We watched them disappear into the forest willy-nilly, smugly congratulating ourselves on being The. Coolest. Parents. Ever. Then we started planning what to do when they got back because it would be getting dark soon.

It would be getting dark soon.

We turned to each other in horrified slow-mo: “Wweee didn’t tellll them WHENNN to come baaaaack!” There could only be one winner of the Hunger Games – the last girl standing.

Without a set time for the game to be over, every one of those ruthless little maniacs would stay out there until she was 100% sure she was that winner. The whole point of the game was to NOT return for as long as possible. Let me remind you, there’s no cell service in the middle of the national forest. Basically, we had all but guaranteed they would become hopelessly lost in the dark and either die of hypothermia or be eaten by the enormous wolves whose tracks we had seen earlier that day. I had turned them into helpless, wandering wolf-bait.

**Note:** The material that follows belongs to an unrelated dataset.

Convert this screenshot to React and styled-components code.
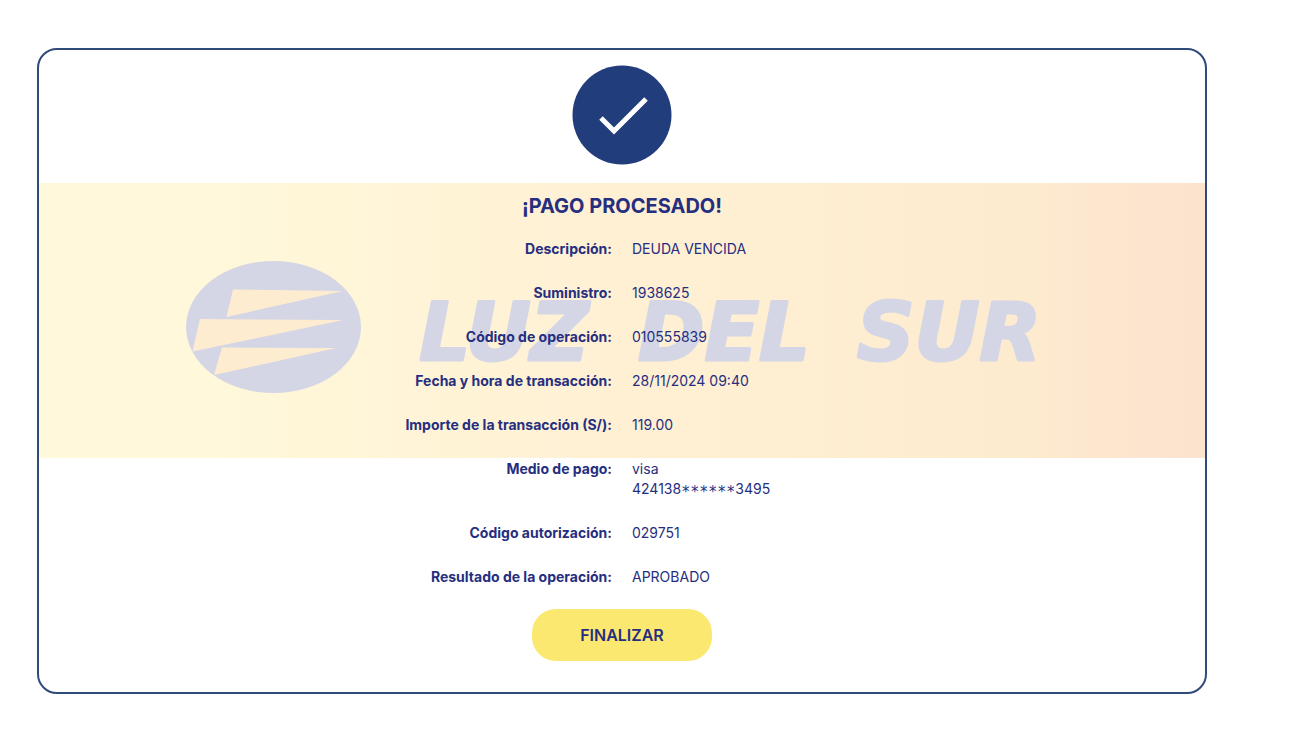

My first thought (and this will tell you everything you ever need to know about me) was, “When the news vultures come with their camera crews and spotlights, I am going to have to tell the world I sent 12 eighth-grade girls to their deaths ... dressed as Effie ... fucking ... Trinket.” I resolved right then that I would do the entire news interview in Effie character and voice so that later, at my trial, I could plead insanity.

Hubby was more level-headed. “Let’s give them 15 more minutes and then call the authorities.” At 14 minutes, 47 seconds, five of the girls came stumbling and giggling into the clearing and my heart started again. Eventually, all twelve girls returned safe and sound, oblivious to the danger I’d put them in, and I heaved a sigh of relief that they hadn’t been quite as passionate about a theme as I was.

Some theme party memories :

Sadly, there are no photos of the Hunger Games party to be found. I distinctly remember both taking and posing for them, but somehow they did not end up in 2012's carefully curated scrapbook album. Yes, I make an album for every year. Stop judging me. It's a passion.